For my part I would further back Helen in the concept that since the county has to assess property owners anyway, we probably should consider "giving" that public information to the schools anyway. At most a nominal adjustment of funding at the front end.
MrLuigi, my cat, actually only types half as badly as I do.

And for clarity

I agree completely with Sean that fee for service makes perfect sense for the Controller's office, but as Brett says, hiring 8 employees at $600K+ is hardly fee for service. It's an inappropriate arrangement that we'll be arguing ought to go just like the BRT's former arrangement.

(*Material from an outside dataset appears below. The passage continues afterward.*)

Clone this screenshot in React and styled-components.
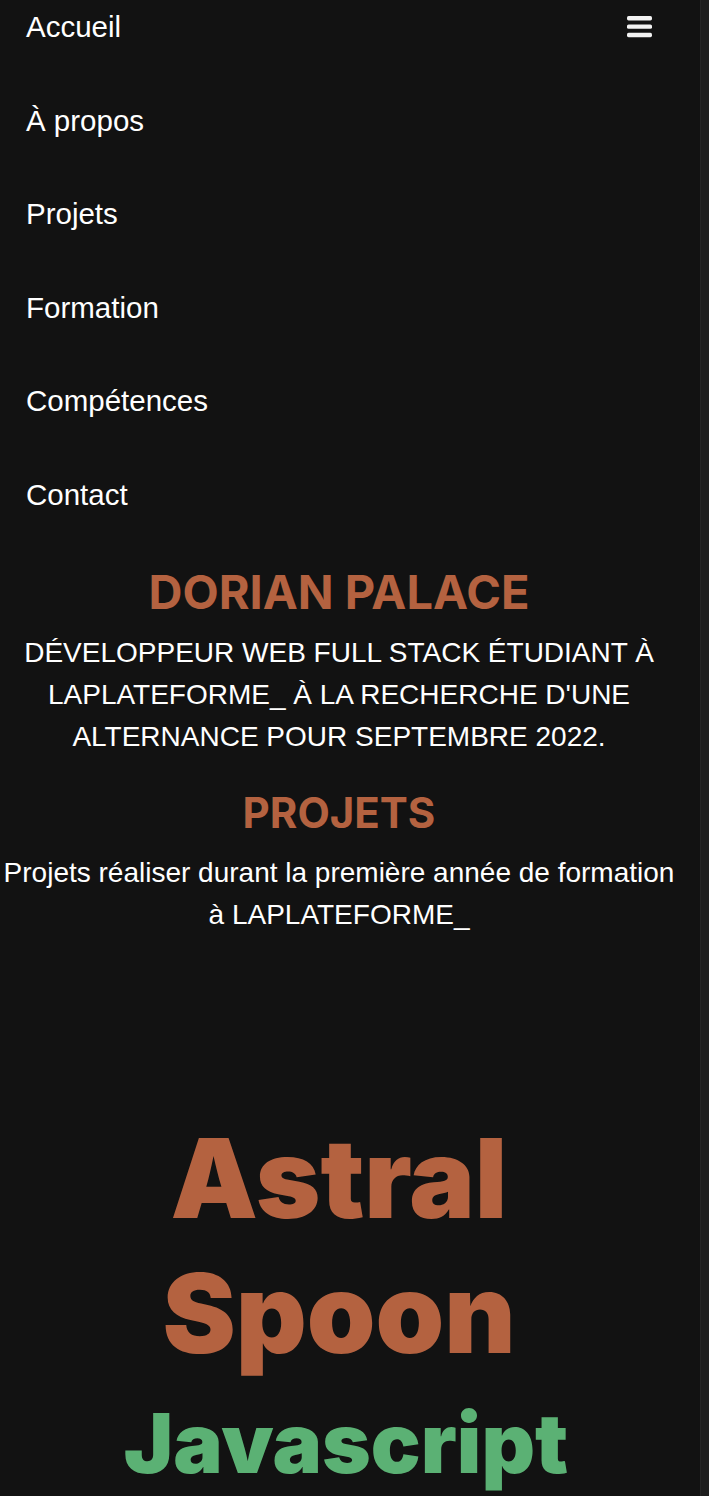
import React from "react";
import styled, { createGlobalStyle } from "styled-components";

const GlobalStyle = createGlobalStyle`
  html, body {
    margin: 0;
    padding: 0;
    background-color: #121212;
  }
  body {
    font-family: "Liberation Sans", Arial, sans-serif;
    color: #ffffff;
  }
`;

const links = ["Accueil", "À propos", "Projets", "Formation", "Compétences", "Contact"];

const MenuIcon = () => (
  <svg width="25" height="22" viewBox="0 0 25 22" fill="#f2f2f2">
    <rect x="0" y="0" width="25" height="4.4" rx="1.6" />
    <rect x="0" y="8.4" width="25" height="4.4" rx="1.6" />
    <rect x="0" y="16.8" width="25" height="4.4" rx="1.6" />
  </svg>
);

const App = () => {
  return (
    <>
      <GlobalStyle />
      <Frame>
        <Main>
          <Header>
            <NavList>
              {links.map((link) => (
                <NavLink key={link} href="#">
                  {link}
                </NavLink>
              ))}
            </NavList>
            <MenuButton aria-label="menu">
              <MenuIcon />
            </MenuButton>
          </Header>

          <Hero>
            <Name>DORIAN PALACE</Name>
            <Tagline>
              Développeur web full stack étudiant à LAPLATEFORME_ à la recherche
              d'une alternance pour septembre 2022.
            </Tagline>
          </Hero>

          <Section>
            <SectionTitle>PROJETS</SectionTitle>
            <SectionText>
              Projets réaliser durant la première année de formation à
              LAPLATEFORME_
            </SectionText>
          </Section>

          <Project>
            <ProjectName>Astral Spoon</ProjectName>
            <ProjectTech>Javascript</ProjectTech>
          </Project>
        </Main>
        <Gutter />
      </Frame>
    </>
  );
};

const Frame = styled.div`
  display: flex;
  min-height: 1496px;
  background-color: #121212;
`;

const Main = styled.main`
  width: 678px;
  flex-shrink: 0;
`;

const Gutter = styled.div`
  margin-left: auto;
  width: 8px;
  background-color: #1e1e1e;
  border-left: 1px solid #262626;
`;

const Header = styled.header`
  display: flex;
  justify-content: space-between;
  align-items: flex-start;
  padding: 10px 26px 0 26px;
`;

const NavList = styled.nav`
  display: flex;
  flex-direction: column;
  gap: 59.6px;
`;

const NavLink = styled.a`
  font-size: 29.5px;
  line-height: 34px;
  color: #ffffff;
  text-decoration: none;
`;

const MenuButton = styled.button`
  background: none;
  border: none;
  padding: 0;
  margin-top: 6px;
  cursor: pointer;
  display: flex;
`;

const Hero = styled.section`
  margin-top: 52px;
  padding: 0 20px;
  text-align: center;
`;

const Name = styled.h1`
  margin: 0;
  font-family: Inter, "Liberation Sans", sans-serif;
  font-weight: 700;
  font-size: 47px;
  line-height: 55px;
  color: #b46240;
`;

const Tagline = styled.p`
  margin: 13.5px 0 0 0;
  font-size: 28px;
  line-height: 42px;
  text-transform: uppercase;
`;

const Section = styled.section`
  margin-top: 30px;
  text-align: center;
`;

const SectionTitle = styled.h2`
  margin: 0;
  font-family: Inter, "Liberation Sans", sans-serif;
  font-weight: 700;
  font-size: 42px;
  line-height: 50px;
  color: #b46240;
`;

const SectionText = styled.p`
  margin: 14px 0 0 0;
  font-size: 28px;
  line-height: 42px;
`;

const Project = styled.article`
  margin-top: 175px;
  text-align: center;
`;

const ProjectName = styled.h3`
  margin: 0 auto;
  width: 420px;
  font-family: Inter, "Liberation Sans", sans-serif;
  font-weight: 900;
  font-size: 110px;
  line-height: 135px;
  color: #b46240;
`;

const ProjectTech = styled.p`
  margin: 12px 0 0 0;
  padding-left: 14px;
  font-family: Inter, "Liberation Sans", sans-serif;
  font-weight: 900;
  font-size: 83px;
  line-height: 100px;
  color: #5bb174;
`;

export default App;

Thanks Dan! And a couple more points

about this supposed "fee for service arrangement" ( also posted at the Notebook):

  • I would think the District would want to be careful about saying that just because it receives revenue it needs to pay for the collection of that revenue. That's not something I would guess they would support in other areas. For example, the District collects 100% of the liquor by the drink tax but they don't pay fee for service to L&I. Do they want to open that gate with this kind of arrangement?
  • The people on the District payroll aren't assessors, they're "clerks." So technically, there's no reason to think that abolishing this funding would jeopardize collection of property tax revenue as Mr. Archie references in his statement
  • I don't know anyone who thinks either the City or the BRT is in any shape to assess a fair "fee for service" arrangement anyway. With the agency such a mess it couldn't actually be based on any real figure of cost.
  • I'm also wondering why Mr. Archie continues to insist on keeping this dialogue behind closed doors with him and the City. The District should call the BRT up for public review. Ask public questions. But instead it seems like the SRC Chair is determined to resolve this out of the public eye.

Meanwhile, unless the fee-for service is nominal, any funding of this endeavor is going to feel far more like a political handshake than anything grounded in reality. And I'm not sure why the District wants to do that when there are far more important things on their plate.